As a practical matter, even if a few of the distributions in a sum are not all the same, as they might not be in the sum of cost packages in a WBS, the distribution of the sum is so close to Normal that it really does not matter too much that it is not exactly Normal.
Once we are working with the Normal distribution, then all the other rules of thumb and tables of numbers associated with the Normal distribution come into play. We can estimate standard deviation from the observed or simulated pessimistic and optimistic values without calculating sample variance, we can work with confidence limits and intervals conveniently, and we can relate matters to others who have a working knowledge of the "bell curve."
Chebyshev's Inequality: probability that the absolute distance of sample value Xi from the population mean is greater than some distance, y, varies by 1/y2: p(Xi - μ | ≥ y) ≤ σ2/y2. Markov's Inequality applies to positive values of y, so the absolute distance is not a factor.
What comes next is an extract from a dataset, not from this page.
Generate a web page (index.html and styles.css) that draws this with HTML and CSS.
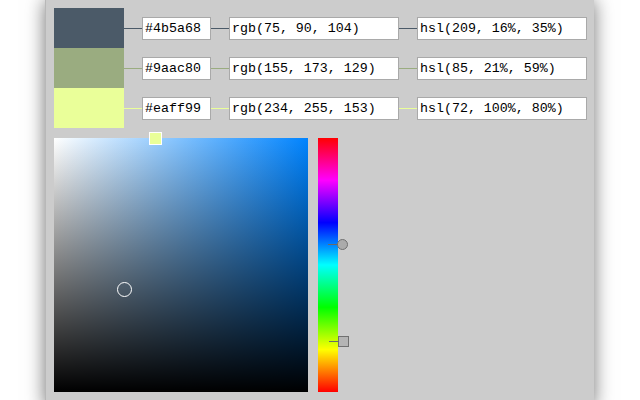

It says that the probability of an observation being greater than y, regardless of the distance to the mean, is proportional to 1/y: p(X ≥ y) ≤ E(X) * (1/y).
Unlike the sample average, the sample variance, (1/n) ∑ [Xi - α(x)]2, is not an unbiased estimator of the population variance because it can be shown that its expected value is not the variance of the population. To unbias the sample variance, it must be multiplied by the factor [n/(n-1)]. As "n" gets large, you can see that this factor approaches 1. Thus, for large "n", the bias in the sample variance vanishes and it becomes a practical estimator of the population variance.